Unfortunately, the changes aren’t happening overnight, with sources pointing to a changeover during the summer (early Q3) timeframe. Narrowing the drop-date further, a late-July 2026 transition was floated by one source. TikTok itself has declined to comment on any changes.

That’s several long months away. But for many content owners, it’s better late than never. One fed-up IP owner told DMN that ‘the system is a total mess with lots of people complaining,’ while adding that ‘this is an attempt to push things into a new sphere.’

It’s important to note that this won’t impact rights owners who’ve already forged more favorable deals with TikTok.

That includes Universal Music Group and other major labels Warner Music Group and Sony Music Entertainment, which recently structured more favorable compensation arrangements. Just recently, UMG pulled all of its content from TikTok, citing unreasonably low payouts; then-TikTok chief Ole Obermann was eventually forced to soften an extremely artist-unfriendly payout approach.

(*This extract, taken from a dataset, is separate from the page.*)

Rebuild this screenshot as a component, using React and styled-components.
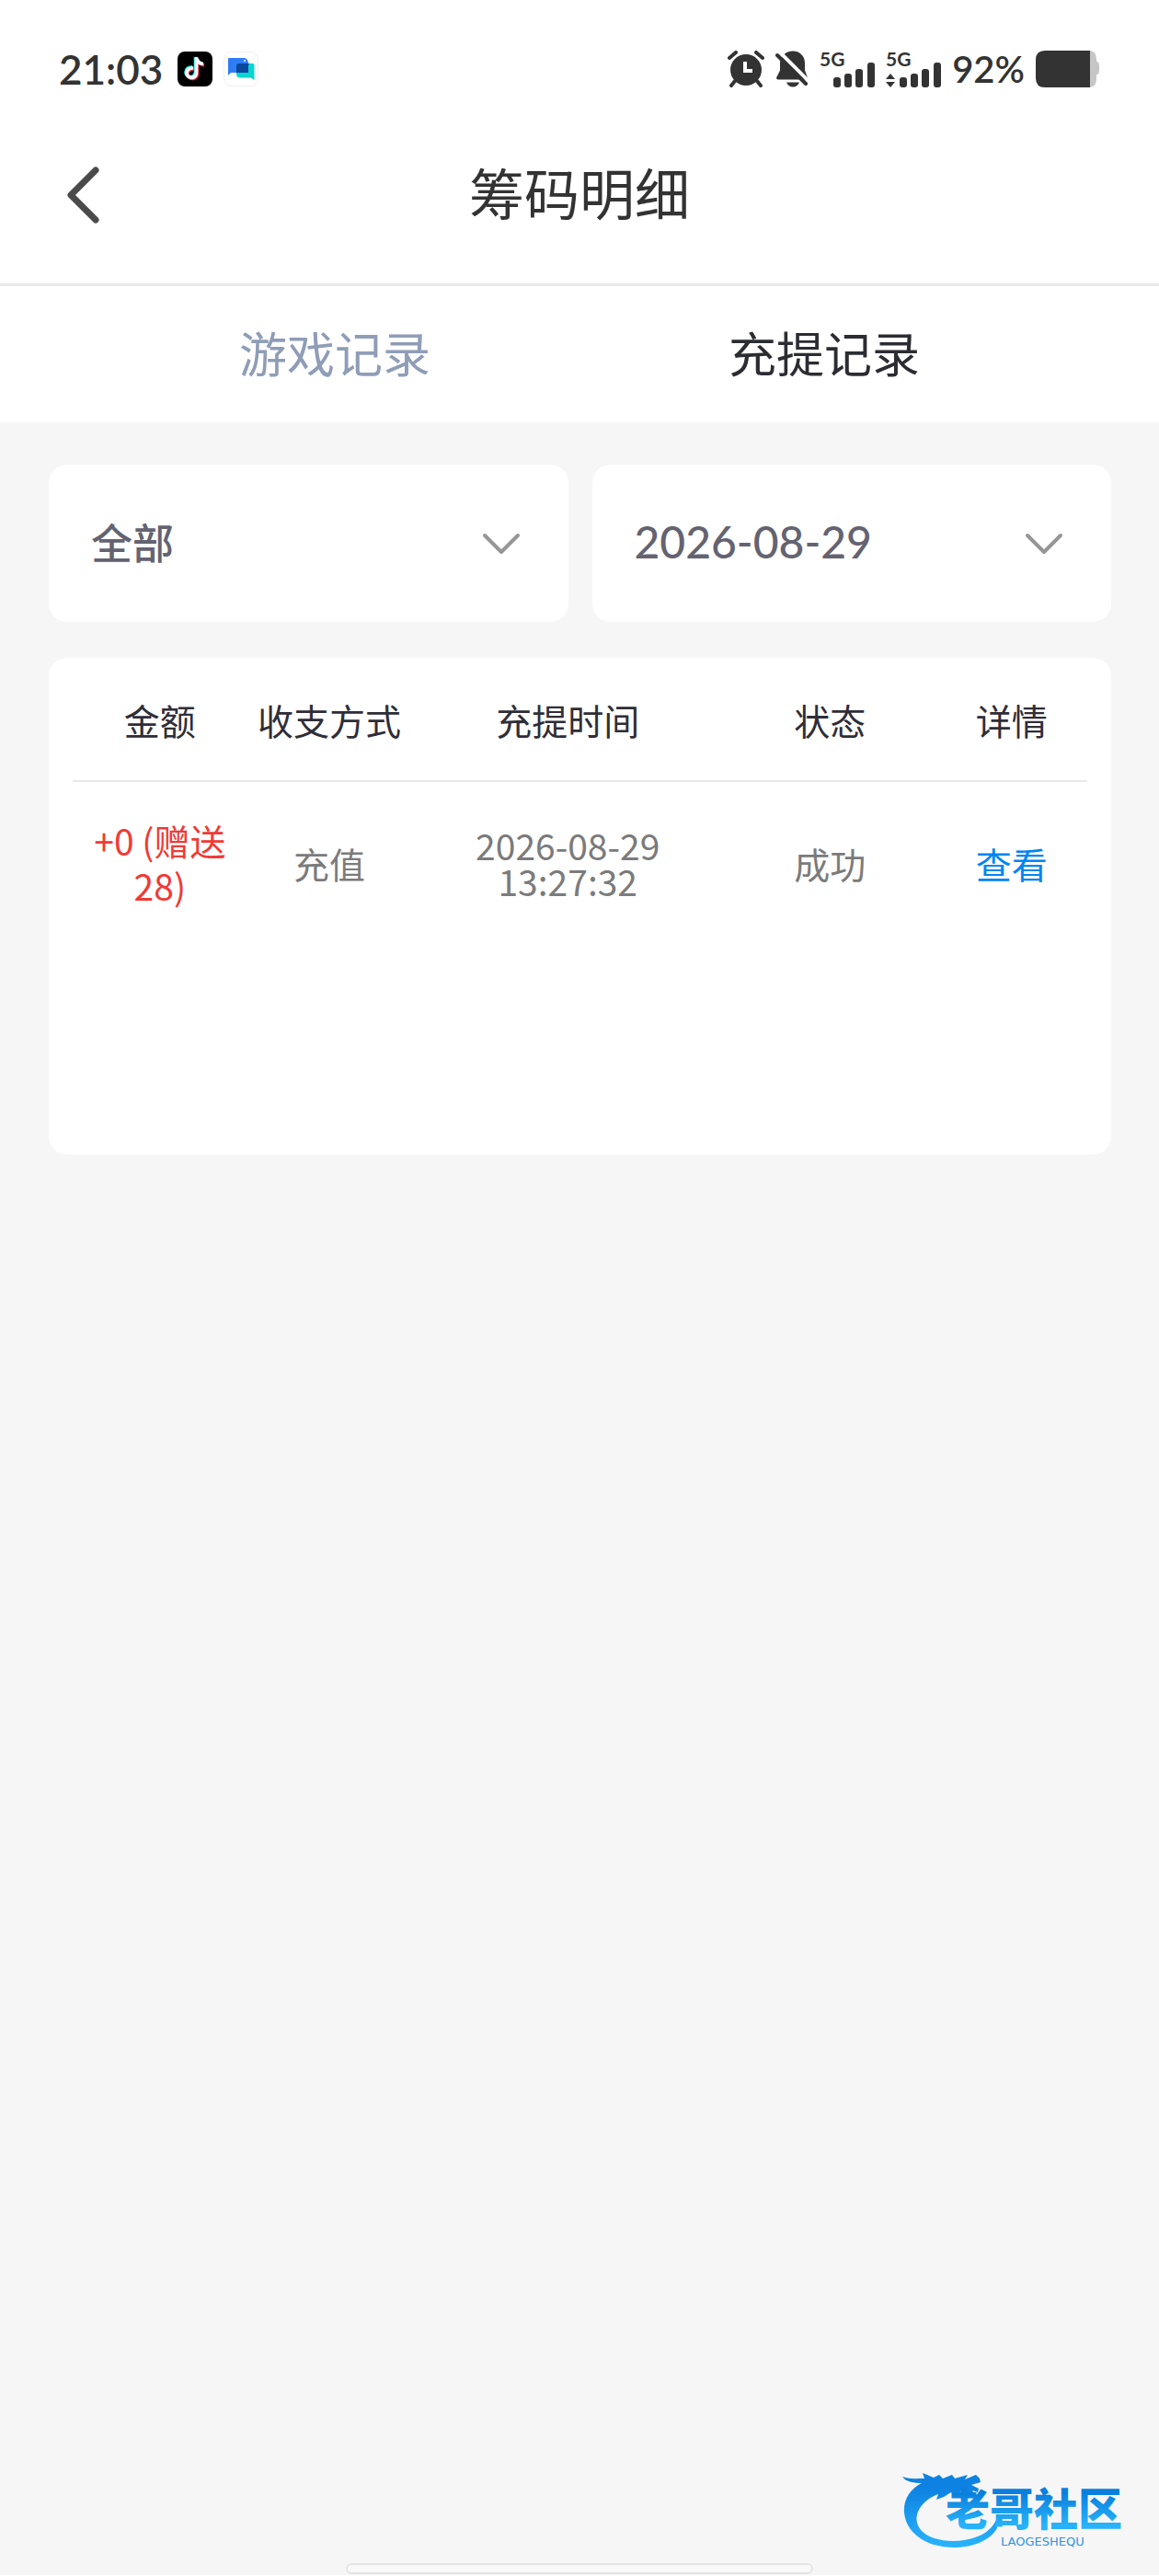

According to those familiar with those deals, UMG now receives a ‘big fat check’ for the use of its catalog, and ‘everyone’s happy’ (which sounds about right). Incidentally, others like UnitedMasters also struck more favorable TikTok deals in the follow-on to UMG’s scorched-earth pullout, though TikTok famously dissed indie label collective Merlin.

There’s also the matter of major music publishers.

According to one well-placed source, many publishers are already receiving substantial upfront, recoupable advances from TikTok. That renders the per-creation vs. per-stream issue largely moot, though, separately, it appears TikTok is also attempting to shift away from that pre-pay structure.

Separately, it’s unclear how the US-specific ‘TikTok USDS Joint Venture’ factors into all of these changes.

One possibility is that the changes were driven by the US-based investment group, though this is purely conjecture. More broadly, it’s unclear whether the per-play shift will apply globally or only to specific countries.